### [Instructions for the task]
Count how many lines have the word "Reproduce" in them. Reply with that number by itself.

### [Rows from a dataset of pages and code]
━━━━━━━━━━━━━━━━━━━━
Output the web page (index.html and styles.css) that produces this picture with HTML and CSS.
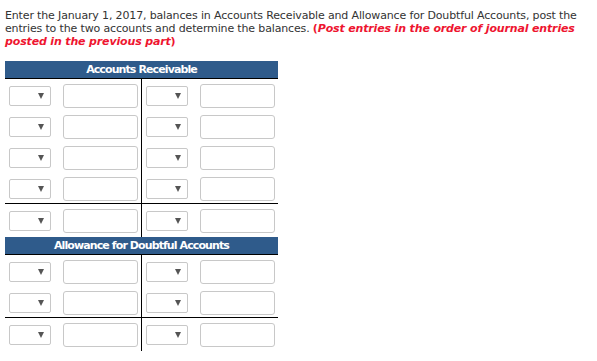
FILE: index.html
```html
<!DOCTYPE html>
<html>
<head>
<meta charset="utf-8">
<link rel="stylesheet" href="styles.css">
</head>
<body>
<p class="intro">Enter the January 1, 2017, balances in Accounts Receivable and Allowance for Doubtful Accounts, post the entries to the two accounts and determine the balances. <span class="note">(<em>Post entries in the order of journal entries posted in the previous part</em>)</span></p>

<div class="taccount">
  <div class="t-head">Accounts Receivable</div>
  <div class="t-row"><div class="cell left"><div class="sel"><span class="caret"></span></div><input class="amt" type="text"></div><div class="cell right"><div class="sel"><span class="caret"></span></div><input class="amt" type="text"></div></div>
  <div class="t-row"><div class="cell left"><div class="sel"><span class="caret"></span></div><input class="amt" type="text"></div><div class="cell right"><div class="sel"><span class="caret"></span></div><input class="amt" type="text"></div></div>
  <div class="t-row"><div class="cell left"><div class="sel"><span class="caret"></span></div><input class="amt" type="text"></div><div class="cell right"><div class="sel"><span class="caret"></span></div><input class="amt" type="text"></div></div>
  <div class="t-row"><div class="cell left"><div class="sel"><span class="caret"></span></div><input class="amt" type="text"></div><div class="cell right"><div class="sel"><span class="caret"></span></div><input class="amt" type="text"></div></div>
  <div class="t-row total"><div class="cell left"><div class="sel"><span class="caret"></span></div><input class="amt" type="text"></div><div class="cell right"><div class="sel"><span class="caret"></span></div><input class="amt" type="text"></div></div>
</div>

<div class="taccount">
  <div class="t-head">Allowance for Doubtful Accounts</div>
  <div class="t-row"><div class="cell left"><div class="sel"><span class="caret"></span></div><input class="amt" type="text"></div><div class="cell right"><div class="sel"><span class="caret"></span></div><input class="amt" type="text"></div></div>
  <div class="t-row"><div class="cell left"><div class="sel"><span class="caret"></span></div><input class="amt" type="text"></div><div class="cell right"><div class="sel"><span class="caret"></span></div><input class="amt" type="text"></div></div>
  <div class="t-row total"><div class="cell left"><div class="sel"><span class="caret"></span></div><input class="amt" type="text"></div><div class="cell right"><div class="sel"><span class="caret"></span></div><input class="amt" type="text"></div></div>
</div>
</body>
</html>
```
FILE: styles.css
```css
html, body {
  margin: 0;
  padding: 0;
  background: #fff;
}
body {
  padding: 9px 5px 0 5px;
  font-family: "DejaVu Sans", Verdana, sans-serif;
  font-size: 11px;
  color: #333;
}
.intro {
  margin: 0 0 13px 0;
  line-height: 13px;
  width: 588px;
  letter-spacing: -0.15px;
}
.note {
  color: #ee1530;
  font-weight: bold;
}
.note em {
  font-style: italic;
}
.taccount {
  width: 273px;
}
.t-head {
  height: 17px;
  line-height: 17px;
  background: #2f5b8b;
  color: #fff;
  font-weight: bold;
  text-align: center;
  letter-spacing: -0.9px;
  border-bottom: 1px solid #000;
}
.t-row {
  display: flex;
  height: 31px;
}
.t-row.total {
  border-top: 1px solid #000;
  height: 33px;
}
.cell {
  display: flex;
  align-items: flex-start;
  box-sizing: border-box;
  padding-top: 5px;
}
.cell.left {
  width: 137px;
  border-right: 1px solid #000;
  padding-left: 4px;
}
.cell.right {
  width: 136px;
  padding-left: 4px;
}
.sel {
  box-sizing: border-box;
  width: 42px;
  height: 20px;
  margin-top: 2px;
  border: 1px solid #c8c8c8;
  border-radius: 2px;
  background: #fff;
  display: flex;
  align-items: center;
  justify-content: flex-end;
  padding-right: 6px;
}
.caret {
  width: 0;
  height: 0;
  border-left: 3px solid transparent;
  border-right: 3px solid transparent;
  border-top: 6px solid #555;
}
.amt {
  box-sizing: border-box;
  width: 75px;
  height: 24px;
  margin: 0 0 0 12px;
  padding: 0;
  border: 1px solid #c8c8c8;
  border-radius: 3px;
  background: #fff;
}
```
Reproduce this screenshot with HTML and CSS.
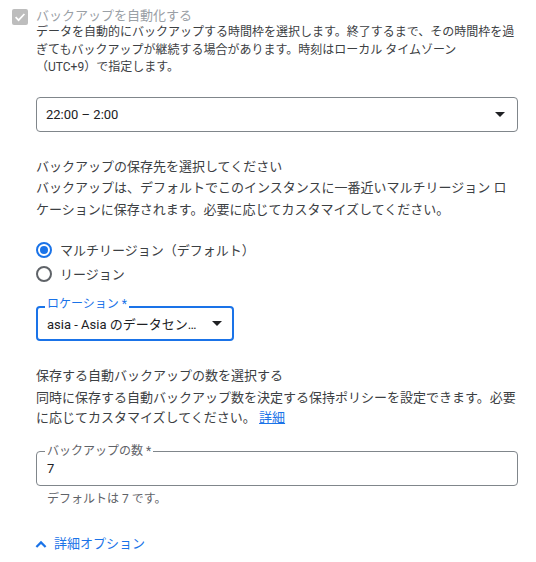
FILE: index.html
```html
<!DOCTYPE html>
<html lang="ja">
<head>
<meta charset="utf-8">
<title>バックアップ設定</title>
<link rel="stylesheet" href="styles.css">
</head>
<body>
<div class="panel">
  <div class="auto-row">
    <span class="checkbox">
      <svg width="14" height="14" viewBox="0 0 14 14"><path d="M2.6 7.2 L5.6 10.2 L11.4 4" fill="none" stroke="#fff" stroke-width="1.7"/></svg>
    </span>
    <div class="auto-text">
      <div class="auto-label">バックアップを自動化する</div>
      <p class="auto-desc">データを自動的にバックアップする時間枠を選択します。終了するまで、その時間枠を過ぎてもバックアップが継続する場合があります。時刻はローカル タイムゾーン<br>（UTC+9）で指定します。</p>
    </div>
  </div>

  <div class="select select-time">
    <span class="select-value">22:00 – 2:00</span>
    <svg class="arrow" width="10" height="5" viewBox="0 0 10 5"><polygon points="0,0 10,0 5,5" fill="#202124"/></svg>
  </div>

  <section class="section">
    <h3 class="section-title">バックアップの保存先を選択してください</h3>
    <p class="section-desc desc-wide">バックアップは、デフォルトでこのインスタンスに一番近いマルチリージョン ロ<br>ケーションに保存されます。必要に応じてカスタマイズしてください。</p>
    <div class="radio-group">
      <div class="radio-row"><span class="radio checked"><span class="radio-dot"></span></span><span>マルチリージョン（デフォルト）</span></div>
      <div class="radio-row"><span class="radio"></span><span>リージョン</span></div>
    </div>
    <div class="select select-location">
      <span class="field-label label-focused">ロケーション *</span>
      <span class="select-value">asia - Asia のデータセン…</span>
      <svg class="arrow" width="10" height="5" viewBox="0 0 10 5"><polygon points="0,0 10,0 5,5" fill="#202124"/></svg>
    </div>
  </section>

  <section class="section">
    <h3 class="section-title">保存する自動バックアップの数を選択する</h3>
    <p class="section-desc desc-tight">同時に保存する自動バックアップ数を決定する保持ポリシーを設定できます。必要<br>に応じてカスタマイズしてください。 <a class="link" href="#">詳細</a></p>
    <div class="count-field">
      <span class="field-label">バックアップの数 *</span>
      <span class="count-value">7</span>
    </div>
    <p class="helper">デフォルトは 7 です。</p>
  </section>

  <div class="advanced">
    <svg width="12" height="8" viewBox="0 0 12 8"><path d="M1.4 7 L6 2.4 L10.6 7" fill="none" stroke="#1a73e8" stroke-width="2.2"/></svg>
    <span>詳細オプション</span>
  </div>
</div>
</body>
</html>
```

FILE: styles.css
```css
* { box-sizing: border-box; }

body {
  margin: 0;
  background: #fff;
  font-family: Roboto, "Noto Sans CJK JP", sans-serif;
  color: #3c4043;
}

.panel {
  width: 536px;
  padding: 8px 18px 0 36px;
}

.auto-row {
  display: flex;
  gap: 8px;
  margin-left: -24px;
}

.checkbox {
  flex: none;
  width: 16px;
  height: 16px;
  margin-top: 1px;
  border-radius: 2px;
  background: #bdbdbd;
  display: flex;
  align-items: center;
  justify-content: center;
}

.auto-label {
  font-size: 13px;
  line-height: 16px;
  color: #9aa0a6;
}

.auto-desc {
  margin: 0;
  font-size: 12px;
  line-height: 17.5px;
  color: #3c4043;
}

.select {
  position: relative;
  height: 35px;
  border: 1px solid #80868b;
  border-radius: 4px;
  display: flex;
  align-items: center;
  justify-content: space-between;
  padding: 0 12px 0 9px;
  font-size: 13px;
  color: #202124;
}

.select-time { margin-top: 20px; }

.select-value { white-space: nowrap; }

.arrow { flex: none; }

.section-title {
  margin: 25px 0 0;
  font-size: 13px;
  font-weight: 400;
  line-height: 20px;
  color: #3c4043;
}

.section-desc {
  margin: 0;
  font-size: 13px;
}

.desc-wide { line-height: 22px; }

.desc-tight {
  margin-top: 2px;
  line-height: 20px;
}

.radio-group {
  margin-top: 17px;
  display: flex;
  flex-direction: column;
}

.radio-row {
  height: 24px;
  display: flex;
  align-items: center;
  gap: 8px;
  font-size: 13px;
  color: #3c4043;
}

.radio {
  flex: none;
  width: 16px;
  height: 16px;
  border: 2px solid #5f6368;
  border-radius: 50%;
  display: flex;
  align-items: center;
  justify-content: center;
}

.radio.checked { border-color: #1a73e8; }

.radio-dot {
  width: 8px;
  height: 8px;
  border-radius: 50%;
  background: #1a73e8;
}

.select-location {
  margin-top: 20px;
  width: 198px;
  border: 2px solid #1a73e8;
  padding: 0 10px 0 9px;
}

.field-label {
  position: absolute;
  top: -7px;
  left: 8px;
  padding: 0 2px;
  background: #fff;
  font-size: 12px;
  line-height: 12px;
  color: #5f6368;
  white-space: nowrap;
}

.label-focused {
  top: -10px;
  left: 7px;
  color: #1a73e8;
}

.link {
  color: #1a73e8;
  text-decoration: underline;
}

.count-field {
  position: relative;
  margin-top: 23px;
  height: 35px;
  border: 1px solid #80868b;
  border-radius: 4px;
  display: flex;
  align-items: center;
  padding-left: 10px;
  font-size: 13px;
  color: #202124;
}

.helper {
  margin: 5px 0 0;
  padding-left: 11px;
  font-size: 12px;
  line-height: 16px;
  color: #5f6368;
}

.advanced {
  margin-top: 27px;
  margin-left: -1px;
  display: flex;
  align-items: center;
  gap: 7px;
  font-size: 13px;
  line-height: 20px;
  color: #1a73e8;
}
```
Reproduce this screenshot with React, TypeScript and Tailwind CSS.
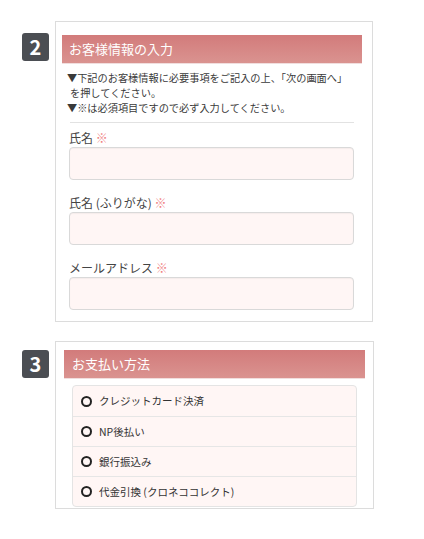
━━━━━━━━━━━━━━━━━━━━
### [Right answer]
2